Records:
++++++++++

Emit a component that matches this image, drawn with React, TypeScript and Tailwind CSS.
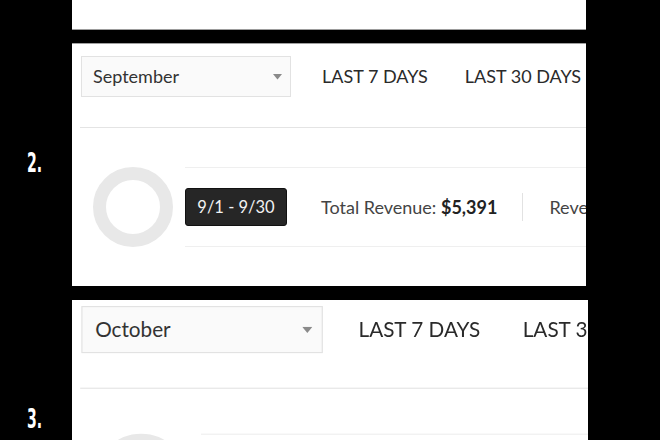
const font = { fontFamily: '"Lato", "Liberation Sans", sans-serif' };

function Caret() {
  return (
    <svg width="9" height="6" viewBox="0 0 9 6" className="shrink-0">
      <path d="M0 0 H9 L4.5 5.5 Z" fill="#8a8a8a" />
    </svg>
  );
}

function StatsPanel({ month }: { month: string }) {
  return (
    <div className="w-[514px] text-[#333]" style={font}>
      {/* Filter bar */}
      <div className="flex items-center pl-[9px]">
        <div className="flex h-[41px] w-[210px] items-center justify-between border border-[#e2e2e2] bg-[#fafafa] pl-[11px] pr-[8px]">
          <span className="text-[18px]">{month}</span>
          <Caret />
        </div>
        <span className="ml-[31px] whitespace-nowrap text-[18px] text-[#2a2a2a]">LAST 7 DAYS</span>
        <span className="ml-[37px] whitespace-nowrap text-[18px] text-[#2a2a2a]">LAST 30 DAYS</span>
      </div>

      <div className="ml-[8px] mt-[30px] border-t border-[#e4e4e4]" />

      {/* Summary row */}
      <div className="mt-[39px] flex pl-[21px]">
        <div className="h-[80px] w-[80px] shrink-0 rounded-full border-[13px] border-[#e8e8e8]" />
        <div className="ml-[12px] flex h-[80px] flex-1 items-center overflow-hidden whitespace-nowrap border-y border-[#efefef]">
          <div className="flex h-[38px] w-[102px] shrink-0 items-center justify-center rounded-[3px] border border-[#111] bg-[#262626] text-[16.5px] text-[#f2f2f2]">
            9/1 - 9/30
          </div>
          <span className="ml-[34px] text-[18px] text-[#444]">
            Total Revenue: <span className="font-bold text-[#222]">$5,391</span>
          </span>
          <div className="ml-[25px] h-[28px] border-l border-[#e2e2e2]" />
          <span className="ml-[26px] text-[18px] text-[#444]">Revenue</span>
        </div>
      </div>
    </div>
  );
}

function StepLabel({ n, top }: { n: string; top: string }) {
  return (
    <div className={`w-[72px] shrink-0 pl-[27px] ${top}`}>
      <span
        className="inline-block origin-left scale-x-[0.6] text-[26px] font-bold leading-none text-white"
        style={{ fontFamily: '"DejaVu Sans Condensed", "DejaVu Sans", sans-serif' }}
      >
        {n}
      </span>
    </div>
  );
}

export default function App() {
  return (
    <div className="h-[440px] w-[660px] overflow-hidden bg-black">
      <div className="flex">
        <div className="w-[72px] shrink-0" />
        <div className="h-[30px] w-[514px] border-b border-[#9c9c9c] bg-white" />
      </div>

      <div className="mt-[13px] flex">
        <StepLabel n="2." top="pt-[107px]" />
        <div className="h-[243px] w-[514px] overflow-hidden border-t border-[#a0a0a0] bg-white pt-[12px]">
          <StatsPanel month="September" />
        </div>
      </div>

      <div className="mt-[14px] flex">
        <StepLabel n="3." top="pt-[106px]" />
        <div className="h-[160px] w-[516px] overflow-hidden bg-white pt-[6px]">
          <div className="-ml-[1px] origin-top-left scale-[1.15]">
            <StatsPanel month="October" />
          </div>
        </div>
      </div>
    </div>
  );
}
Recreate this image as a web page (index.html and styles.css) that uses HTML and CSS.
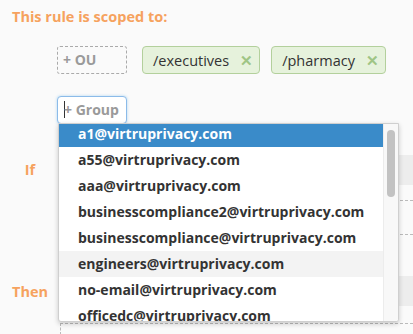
FILE: index.html
```html
<!DOCTYPE html>
<html lang="en">
<head>
  <meta charset="UTF-8">
  <title>Rule scope</title>
  <link rel="stylesheet" href="styles.css">
</head>
<body>

<div class="scope">
  <h2 class="section-title">This rule is scoped to:</h2>

  <div class="ou-row">
    <span class="add-box">+ OU</span>
    <span class="tag">/executives <span class="tag-x">&#x2715;</span></span>
    <span class="tag">/pharmacy <span class="tag-x">&#x2715;</span></span>
  </div>

  <div class="group-wrap">
    <div class="group-input"><span class="caret"></span>+ Group</div>

    <div class="dropdown">
      <ul class="options">
        <li class="selected">a1@virtruprivacy.com</li>
        <li>a55@virtruprivacy.com</li>
        <li>aaa@virtruprivacy.com</li>
        <li>businesscompliance2@virtruprivacy.com</li>
        <li>businesscompliance@virtruprivacy.com</li>
        <li class="hover">engineers@virtruprivacy.com</li>
        <li>no-email@virtruprivacy.com</li>
        <li>officedc@virtruprivacy.com</li>
      </ul>
      <div class="scrollbar"><div class="thumb"></div></div>
    </div>
  </div>
</div>

<div class="cond cond-if">
  <div class="cond-label">If</div>
  <div class="cond-body">
    <div class="grey-box"></div>
    <div class="dash-box"></div>
  </div>
</div>

<div class="cond cond-then">
  <div class="cond-label">Then</div>
  <div class="cond-body">
    <div class="grey-box"></div>
    <div class="dash-box open"></div>
  </div>
</div>

</body>
</html>
```

FILE: styles.css
```css
body {
  font-family: 'Open Sans', 'Liberation Sans', sans-serif;
  background-color: #fafafa;
  margin: 0;
  padding: 0;
  overflow: hidden;
  height: 334px;
}
.scope {
  padding: 8px 12px 0;
}
.section-title {
  margin: 0;
  font-size: 14.5px;
  line-height: 18px;
  font-weight: 700;
  color: #f6a25e;
}
.ou-row {
  display: flex;
  align-items: center;
  margin-top: 20px;
  padding-left: 45px;
}
.add-box {
  box-sizing: border-box;
  width: 70px;
  height: 28px;
  line-height: 26px;
  padding-left: 5px;
  border: 1px dashed #aaa;
  border-radius: 3px;
  font-size: 14px;
  font-weight: 700;
  color: #9a9a9a;
  margin-right: 15px;
}
.tag {
  box-sizing: border-box;
  height: 28px;
  display: flex;
  align-items: center;
  padding: 0 6px 0 10px;
  margin-right: 11px;
  background-color: #e6f2dc;
  border: 1px solid #b3d09c;
  border-radius: 4px;
  font-size: 14.5px;
  color: #333;
}
.tag-x {
  margin-left: 11px;
  color: #9fc585;
  font-size: 15px;
  font-weight: 700;
}
.group-wrap {
  position: relative;
  margin-top: 22px;
  padding-left: 45px;
}
.group-input {
  box-sizing: border-box;
  width: 70px;
  height: 28px;
  line-height: 26px;
  padding-left: 6px;
  border: 1px solid #8cbbe9;
  border-radius: 4px;
  background-color: #fff;
  box-shadow: 0 0 3px rgba(82, 168, 236, 0.45);
  font-size: 14px;
  font-weight: 700;
  color: #9a9a9a;
  white-space: nowrap;
}
.caret {
  display: inline-block;
  width: 1px;
  height: 17px;
  background-color: #333;
  vertical-align: -3px;
  margin-right: -1px;
}
.dropdown {
  position: absolute;
  top: 27px;
  left: 46px;
  width: 341px;
  height: 199px;
  box-sizing: border-box;
  background-color: #fff;
  border: 1px solid #cfcfcf;
  border-radius: 0 0 3px 3px;
  box-shadow: 0 2px 5px rgba(0, 0, 0, 0.2);
  overflow: hidden;
  display: flex;
}
.options {
  list-style: none;
  margin: -3px 0 0;
  padding: 0;
  flex: 1;
}
.options li {
  height: 26px;
  line-height: 26px;
  padding-left: 19px;
  font-size: 14px;
  font-weight: 700;
  color: #333;
  white-space: nowrap;
}
.options li.selected {
  background-color: #3a8bc9;
  color: #fff;
}
.options li.hover {
  background-color: #f3f3f3;
}
.scrollbar {
  width: 15px;
  background-color: #f8f8f8;
  border-left: 1px solid #ececec;
  padding: 6px 0 0 3px;
  box-sizing: border-box;
}
.thumb {
  width: 8px;
  height: 67px;
  border-radius: 4px;
  background-color: #c2c2c2;
}
.cond {
  display: flex;
}
.cond-label {
  width: 60px;
  text-align: center;
  font-size: 14.5px;
  font-weight: 700;
  color: #f6a25e;
}
.cond-body {
  flex: 1;
}
.cond-if {
  margin-top: 31px;
}
.cond-if .cond-label {
  padding-top: 5px;
}
.cond-then {
  margin-top: 41px;
}
.cond-then .cond-label {
  padding-top: 6px;
}
.grey-box {
  height: 30px;
  background-color: #ededed;
}
.dash-box {
  height: 33px;
  margin-top: 15px;
  border-top: 1px dashed #bbb;
  border-bottom: 1px dashed #bbb;
}
.dash-box.open {
  margin-top: 17px;
  height: 11px;
  border-left: 1px dashed #bbb;
  border-bottom: none;
}
```
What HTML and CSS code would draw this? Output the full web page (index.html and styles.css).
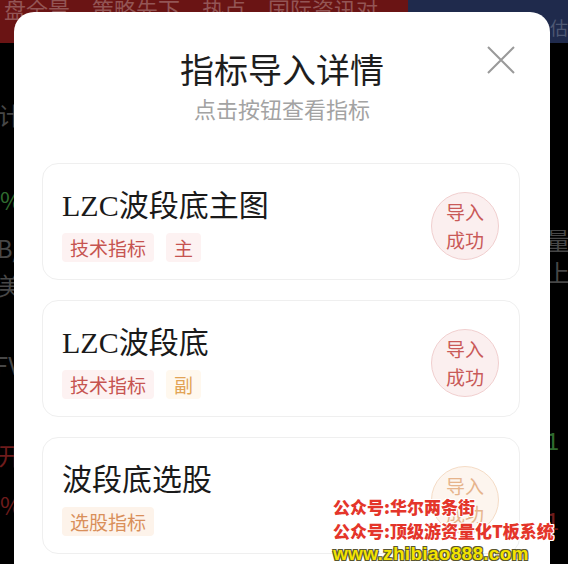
FILE: index.html
```html
<!DOCTYPE html>
<html>
  <head>
    <meta charset="utf-8">
    <meta name="viewport" content="width=device-width, initial-scale=1">
    <title>指标导入详情</title>
    <link rel="stylesheet" href="styles.css">
  </head>
  <body>
    <div class="screen">
      <header class="topbar">
        <div class="topbar-red">盘全景　策略先下　热点　国际资讯对</div>
        <div class="topbar-blue">计估</div>
      </header>

      <!-- the quote page behind the dialog, mostly hidden -->
      <div class="backdrop">
        <div class="side side-left">
          <span class="dim l1">会计</span>
          <span class="up l2">%</span>
          <span class="dim l3">B/</span>
          <span class="dim l4">美</span>
          <span class="dim l5">FV</span>
          <span class="down l6">开</span>
          <span class="down l7">%</span>
        </div>
        <div class="side side-right">
          <span class="dim r1">量,</span>
          <span class="dim r2">上</span>
          <span class="up r3">1</span>
          <span class="down r4">1</span>
        </div>
      </div>

      <section class="modal">
        <div class="modal-head">
          <h1>指标导入详情</h1>
          <p class="hint">点击按钮查看指标</p>
          <button class="close" aria-label="关闭">
            <svg width="30" height="30" viewBox="0 0 30 30">
              <path d="M2 2 L28 28 M28 2 L2 28" stroke="#9a9a9a" stroke-width="2" fill="none"/>
            </svg>
          </button>
        </div>

        <ul class="list">
          <li class="card">
            <div class="info">
              <h2>LZC波段底主图</h2>
              <div class="tags">
                <span class="tag tag-red">技术指标</span>
                <span class="tag tag-red">主</span>
              </div>
            </div>
            <div class="badge">导入<br>成功</div>
          </li>
          <li class="card">
            <div class="info">
              <h2>LZC波段底</h2>
              <div class="tags">
                <span class="tag tag-red">技术指标</span>
                <span class="tag tag-gold">副</span>
              </div>
            </div>
            <div class="badge">导入<br>成功</div>
          </li>
          <li class="card">
            <div class="info">
              <h2>波段底选股</h2>
              <div class="tags">
                <span class="tag tag-orange">选股指标</span>
              </div>
            </div>
            <div class="badge badge-orange">导入<br>成功</div>
          </li>
        </ul>
      </section>

      <div class="watermark">
        <div class="wm-red">公众号:华尔两条街</div>
        <div class="wm-red">公众号:顶级游资量化T板系统</div>
        <div class="wm-yellow">www.zhibiao888.com</div>
      </div>
    </div>
  </body>
</html>
```

FILE: styles.css
```css
html,
body {
  margin: 0;
  height: 100%;
}

body {
  background: #000;
  font-family: "Noto Sans CJK SC", "Noto Sans", sans-serif;
  overflow: hidden;
}

.screen {
  position: relative;
  height: 564px;
  overflow: hidden;
}

.topbar {
  display: flex;
  height: 43px;
  font-size: 22px;
  line-height: 16px;
  white-space: nowrap;
  overflow: hidden;
}

.topbar-red {
  width: 430px;
  background: #6a1414;
  color: #935555;
  padding: 0 0 0 4px;
}

.topbar-blue {
  flex: 1;
  background: #1f2a4c;
  color: #4e5873;
  font-size: 18px;
  line-height: 22px;
  padding: 16px 0 0 124px;
}

.backdrop {
  display: flex;
  justify-content: space-between;
  font-size: 24px;
  line-height: 30px;
}

.side {
  display: flex;
  flex-direction: column;
  width: 22px;
  white-space: nowrap;
}

.side-left {
  align-items: flex-end;
}

.side-right {
  align-items: flex-start;
}

.dim { color: #474747; }
.up { color: #2f6b2f; }
.down { color: #6e1c1c; }

.l1 { margin-top: 57px; }
.l2 { margin-top: 55px; }
.l3 { margin-top: 18px; }
.l4 { margin-top: 7px; }
.l5 { margin-top: 50px; }
.l6 { margin-top: 60px; }
.l7 { margin-top: 20px; }

.r1 { margin-top: 182px; }
.r2 { margin-top: 2px; }
.r3 { margin-top: 138px; }
.r4 { margin-top: 50px; }

.modal {
  position: absolute;
  left: 14px;
  top: 12px;
  width: 536px;
  bottom: -20px;
  background: #fff;
  border-radius: 20px 20px 0 0;
}

.modal-head {
  position: relative;
  padding-top: 35px;
  text-align: center;
}

.modal-head h1 {
  margin: 0;
  font-size: 34px;
  line-height: 44px;
  font-weight: 400;
  color: #1e1e1e;
}

.hint {
  margin: 2px 0 0;
  font-size: 22px;
  line-height: 30px;
  color: #a3a3a3;
}

.close {
  position: absolute;
  top: 33px;
  right: 34px;
  padding: 0;
  border: 0;
  background: none;
  width: 30px;
  height: 30px;
}

.close svg {
  display: block;
}

.list {
  list-style: none;
  margin: 40px 30px 0 28px;
  padding: 0;
  display: flex;
  flex-direction: column;
  gap: 20px;
}

.card {
  box-sizing: border-box;
  height: 117px;
  border: 1px solid #efefef;
  border-radius: 16px;
  padding: 22px 20px 0 19px;
  display: flex;
  justify-content: space-between;
  align-items: flex-start;
}

.info h2 {
  margin: 0;
  font-family: "Liberation Serif", "Noto Sans CJK SC", serif;
  font-size: 30px;
  line-height: 40px;
  font-weight: 400;
  color: #1a1a1a;
}

.tags {
  display: flex;
  gap: 12px;
  margin-top: 7px;
}

.tag {
  padding: 0 8px;
  height: 29px;
  font-size: 19px;
  line-height: 29px;
  border-radius: 4px;
}

.tag-red {
  color: #c65450;
  background: #fdf2f2;
}

.tag-gold {
  color: #e2a355;
  background: #fff8ee;
}

.tag-orange {
  color: #d98f5a;
  background: #fdf3ea;
}

.badge {
  box-sizing: border-box;
  width: 68px;
  height: 68px;
  margin-top: 6px;
  border-radius: 50%;
  border: 1px solid #f1cfcf;
  background: #fbefef;
  color: #c95a58;
  font-size: 19px;
  line-height: 28px;
  text-align: center;
  padding-top: 5px;
}

.badge-orange {
  border-color: #f5dcc6;
  background: #fdf5ee;
  color: #e6b48c;
}

.watermark {
  position: absolute;
  left: 333px;
  top: 495px;
  font-weight: 900;
  white-space: nowrap;
}

.wm-red {
  font-size: 17px;
  line-height: 24px;
  color: #e4352a;
  text-shadow: 1px 1px 0 #fff, -1px -1px 0 #fff, 1px -1px 0 #fff, -1px 1px 0 #fff,
    0 1px 0 #fff, 0 -1px 0 #fff, 1px 0 0 #fff, -1px 0 0 #fff;
}

.wm-yellow {
  font-family: "Liberation Sans", sans-serif;
  font-size: 19px;
  line-height: 22px;
  color: #f3e400;
  letter-spacing: 0.3px;
  text-shadow: 1px 1px 0 #5a5630, -1px -1px 0 #5a5630, 1px -1px 0 #5a5630, -1px 1px 0 #5a5630;
}
```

++++++++++

Reply with only the number of lines in the entries that contain the word "styles".

6